HOW TO AVOID
CHEMICAL LADEN CARPETS
When the Environmental Protection Agency (EPA) came down with "sick building syndrome" in its Washington, D.C. headquarters back in 1988, the irony was lost on no one. Health problems there erupted after installation of new carpeting, but the cause was never clearly identified. Suspicion hovered around chemical by-product emissions from carpet backing or adhesives, including something called 4-phenylcyclohexene (4-PC). The EPA finally replaced the carpet with a different, urethane-backed version, which solved the problem.

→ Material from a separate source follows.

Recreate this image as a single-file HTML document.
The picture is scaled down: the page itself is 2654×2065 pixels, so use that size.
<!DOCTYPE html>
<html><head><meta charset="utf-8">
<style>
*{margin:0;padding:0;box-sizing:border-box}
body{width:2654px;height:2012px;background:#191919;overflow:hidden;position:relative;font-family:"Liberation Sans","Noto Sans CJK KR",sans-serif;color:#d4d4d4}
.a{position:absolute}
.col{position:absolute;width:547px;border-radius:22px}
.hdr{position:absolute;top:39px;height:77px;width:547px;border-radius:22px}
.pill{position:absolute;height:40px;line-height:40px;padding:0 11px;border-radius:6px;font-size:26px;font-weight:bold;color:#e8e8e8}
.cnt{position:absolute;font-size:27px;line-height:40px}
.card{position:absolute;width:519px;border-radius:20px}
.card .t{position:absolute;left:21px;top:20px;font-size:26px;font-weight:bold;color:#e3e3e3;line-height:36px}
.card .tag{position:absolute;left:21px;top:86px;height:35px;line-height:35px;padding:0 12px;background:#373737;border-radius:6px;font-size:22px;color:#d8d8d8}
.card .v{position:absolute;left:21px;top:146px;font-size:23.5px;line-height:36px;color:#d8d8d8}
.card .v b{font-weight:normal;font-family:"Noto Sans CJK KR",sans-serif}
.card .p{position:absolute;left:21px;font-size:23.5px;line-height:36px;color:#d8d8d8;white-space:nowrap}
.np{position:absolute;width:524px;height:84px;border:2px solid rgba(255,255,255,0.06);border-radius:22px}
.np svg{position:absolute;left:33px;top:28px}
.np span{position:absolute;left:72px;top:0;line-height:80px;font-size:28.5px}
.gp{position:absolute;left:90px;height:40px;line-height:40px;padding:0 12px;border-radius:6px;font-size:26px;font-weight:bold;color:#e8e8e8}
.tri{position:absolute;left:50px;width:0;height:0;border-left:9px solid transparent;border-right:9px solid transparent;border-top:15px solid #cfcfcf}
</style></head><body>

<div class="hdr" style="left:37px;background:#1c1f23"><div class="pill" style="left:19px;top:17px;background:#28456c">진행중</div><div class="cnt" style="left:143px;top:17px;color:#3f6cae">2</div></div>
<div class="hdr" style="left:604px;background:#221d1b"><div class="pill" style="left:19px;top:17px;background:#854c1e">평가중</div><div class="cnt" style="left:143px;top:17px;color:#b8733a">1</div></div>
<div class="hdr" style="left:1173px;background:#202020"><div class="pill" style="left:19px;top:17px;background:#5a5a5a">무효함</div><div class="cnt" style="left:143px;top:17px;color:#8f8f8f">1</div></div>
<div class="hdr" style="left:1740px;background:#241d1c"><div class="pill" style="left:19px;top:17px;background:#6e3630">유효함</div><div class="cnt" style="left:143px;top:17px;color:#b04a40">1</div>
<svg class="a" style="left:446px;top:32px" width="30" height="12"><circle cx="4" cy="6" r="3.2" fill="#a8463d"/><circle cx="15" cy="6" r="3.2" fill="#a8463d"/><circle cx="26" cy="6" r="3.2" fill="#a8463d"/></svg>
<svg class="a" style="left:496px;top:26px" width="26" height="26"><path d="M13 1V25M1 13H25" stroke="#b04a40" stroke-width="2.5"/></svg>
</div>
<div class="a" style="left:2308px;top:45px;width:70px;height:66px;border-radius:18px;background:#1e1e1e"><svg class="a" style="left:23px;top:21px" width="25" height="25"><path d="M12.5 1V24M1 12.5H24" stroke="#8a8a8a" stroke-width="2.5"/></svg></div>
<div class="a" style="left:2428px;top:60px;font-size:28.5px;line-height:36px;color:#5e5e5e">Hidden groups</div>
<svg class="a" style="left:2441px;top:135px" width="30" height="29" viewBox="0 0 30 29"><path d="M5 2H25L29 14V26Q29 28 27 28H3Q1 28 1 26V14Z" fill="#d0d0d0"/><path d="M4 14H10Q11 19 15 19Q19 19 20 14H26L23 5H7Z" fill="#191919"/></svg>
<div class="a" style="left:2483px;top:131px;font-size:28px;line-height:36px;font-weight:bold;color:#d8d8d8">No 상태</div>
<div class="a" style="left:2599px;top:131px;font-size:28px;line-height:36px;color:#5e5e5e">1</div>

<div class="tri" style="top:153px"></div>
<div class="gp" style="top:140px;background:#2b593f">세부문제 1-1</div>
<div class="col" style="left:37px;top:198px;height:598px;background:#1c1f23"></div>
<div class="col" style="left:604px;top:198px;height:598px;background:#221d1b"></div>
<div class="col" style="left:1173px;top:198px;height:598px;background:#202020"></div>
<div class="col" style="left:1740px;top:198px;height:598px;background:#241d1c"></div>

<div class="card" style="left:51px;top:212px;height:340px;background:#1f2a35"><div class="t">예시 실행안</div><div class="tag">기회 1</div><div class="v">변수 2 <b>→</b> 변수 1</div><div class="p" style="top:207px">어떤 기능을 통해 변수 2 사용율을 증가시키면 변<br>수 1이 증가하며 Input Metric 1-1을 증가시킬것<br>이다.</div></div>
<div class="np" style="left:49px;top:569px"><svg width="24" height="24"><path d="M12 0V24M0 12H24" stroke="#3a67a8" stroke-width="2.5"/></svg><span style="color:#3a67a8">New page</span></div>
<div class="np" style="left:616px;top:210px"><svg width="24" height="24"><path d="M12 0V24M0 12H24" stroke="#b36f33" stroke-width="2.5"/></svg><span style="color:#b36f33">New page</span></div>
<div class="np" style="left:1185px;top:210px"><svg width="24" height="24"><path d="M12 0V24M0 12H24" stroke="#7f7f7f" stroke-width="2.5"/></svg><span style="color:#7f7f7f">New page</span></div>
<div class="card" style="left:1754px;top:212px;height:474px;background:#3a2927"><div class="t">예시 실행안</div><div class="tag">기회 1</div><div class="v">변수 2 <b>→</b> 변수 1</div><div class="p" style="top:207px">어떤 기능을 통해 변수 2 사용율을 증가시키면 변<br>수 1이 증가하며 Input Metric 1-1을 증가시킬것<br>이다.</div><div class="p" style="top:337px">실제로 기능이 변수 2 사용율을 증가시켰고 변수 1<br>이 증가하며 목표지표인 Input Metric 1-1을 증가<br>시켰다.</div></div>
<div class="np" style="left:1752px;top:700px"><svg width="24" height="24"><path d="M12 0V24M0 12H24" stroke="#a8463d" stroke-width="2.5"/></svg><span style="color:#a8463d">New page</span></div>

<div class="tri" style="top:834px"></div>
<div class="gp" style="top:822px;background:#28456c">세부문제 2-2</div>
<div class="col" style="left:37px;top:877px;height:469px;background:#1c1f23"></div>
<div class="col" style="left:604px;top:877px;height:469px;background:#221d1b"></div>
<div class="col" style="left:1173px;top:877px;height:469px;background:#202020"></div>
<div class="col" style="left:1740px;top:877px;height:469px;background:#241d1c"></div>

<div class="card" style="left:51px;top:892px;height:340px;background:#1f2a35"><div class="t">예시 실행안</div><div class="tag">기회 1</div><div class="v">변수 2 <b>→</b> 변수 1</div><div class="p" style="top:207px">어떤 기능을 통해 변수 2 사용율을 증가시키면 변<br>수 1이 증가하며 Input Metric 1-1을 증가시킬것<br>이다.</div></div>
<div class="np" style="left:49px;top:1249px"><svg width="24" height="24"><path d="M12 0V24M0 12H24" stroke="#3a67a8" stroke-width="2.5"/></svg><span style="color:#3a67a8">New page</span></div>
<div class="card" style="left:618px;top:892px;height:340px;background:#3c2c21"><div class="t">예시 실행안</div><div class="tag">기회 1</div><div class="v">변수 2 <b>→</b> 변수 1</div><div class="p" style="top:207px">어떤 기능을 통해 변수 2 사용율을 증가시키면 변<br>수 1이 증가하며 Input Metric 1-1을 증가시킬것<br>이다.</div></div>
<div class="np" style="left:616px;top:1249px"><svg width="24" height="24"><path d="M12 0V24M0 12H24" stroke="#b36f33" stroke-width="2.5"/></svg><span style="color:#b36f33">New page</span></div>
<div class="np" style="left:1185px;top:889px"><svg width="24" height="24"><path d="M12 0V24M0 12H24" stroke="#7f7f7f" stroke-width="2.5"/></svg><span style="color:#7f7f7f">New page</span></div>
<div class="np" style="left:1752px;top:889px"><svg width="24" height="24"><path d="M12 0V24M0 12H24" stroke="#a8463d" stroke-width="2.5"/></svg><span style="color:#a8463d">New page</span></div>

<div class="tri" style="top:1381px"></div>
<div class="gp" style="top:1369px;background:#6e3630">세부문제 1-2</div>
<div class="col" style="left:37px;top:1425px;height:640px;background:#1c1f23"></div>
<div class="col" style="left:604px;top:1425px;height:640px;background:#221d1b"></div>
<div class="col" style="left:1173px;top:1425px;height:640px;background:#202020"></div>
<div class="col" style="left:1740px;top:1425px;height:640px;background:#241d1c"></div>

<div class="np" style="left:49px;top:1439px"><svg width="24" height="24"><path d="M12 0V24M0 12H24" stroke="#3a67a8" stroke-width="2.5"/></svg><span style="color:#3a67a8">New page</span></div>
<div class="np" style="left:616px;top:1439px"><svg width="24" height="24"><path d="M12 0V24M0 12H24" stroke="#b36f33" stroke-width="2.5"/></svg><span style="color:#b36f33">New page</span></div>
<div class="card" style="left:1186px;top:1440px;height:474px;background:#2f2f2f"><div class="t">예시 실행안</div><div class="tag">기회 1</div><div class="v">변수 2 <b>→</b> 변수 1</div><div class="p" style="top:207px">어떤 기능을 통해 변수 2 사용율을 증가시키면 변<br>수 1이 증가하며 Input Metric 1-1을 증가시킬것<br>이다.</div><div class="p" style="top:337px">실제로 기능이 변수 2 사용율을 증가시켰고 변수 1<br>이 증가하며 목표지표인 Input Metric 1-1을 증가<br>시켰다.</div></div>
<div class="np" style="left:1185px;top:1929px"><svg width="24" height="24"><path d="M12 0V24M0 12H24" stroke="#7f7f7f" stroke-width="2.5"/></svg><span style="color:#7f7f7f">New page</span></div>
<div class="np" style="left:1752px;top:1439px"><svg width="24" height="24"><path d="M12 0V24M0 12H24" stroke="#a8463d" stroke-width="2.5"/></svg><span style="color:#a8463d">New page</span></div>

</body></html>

In 1992, at her Dedham, Massachusetts lab, Dr. Rosalind Anderson killed a quarter of her test mice with air drawn from carpet samples she had heated. EPA scientists ran similar tests and failed to duplicate Anderson's alarming results. That, says Indiana house-builder John Bower, is because the EPA didn't precisely duplicate Anderson's protocol. Bower and his chemically-sensitive wife, Lynn, have written books on environmental illnesses and healthy house construction.
The carpet industry has its own scientific experts who say there's nothing to worry about, but with as many as 40 chemicals in every new piece of carpet, there's reason for concern. For those with multiple chemical sensitivity, bare ceramic tile seems to be the best answer. Some consumers avoid wall-to-wall floor covering, preferring all-cotton or wool area rugs over wood, ceramic or inert vinyl flooring. All-wool carpeting is available from Carousel Carpet Mills and Helios Carpets, and cotton carpets are made by Dellinger. But even natural fibers collect particulates like lead or hydrocarbons tracked in from outside, and vacuuming, says Bower, doesn't remove microscopic particles, it just blows them around and re-deposits them. "Carpet is a reservoir for this stuff," he says. "Then you put the kids down to play on it because it's soft. But it's a horrible place for kids to play."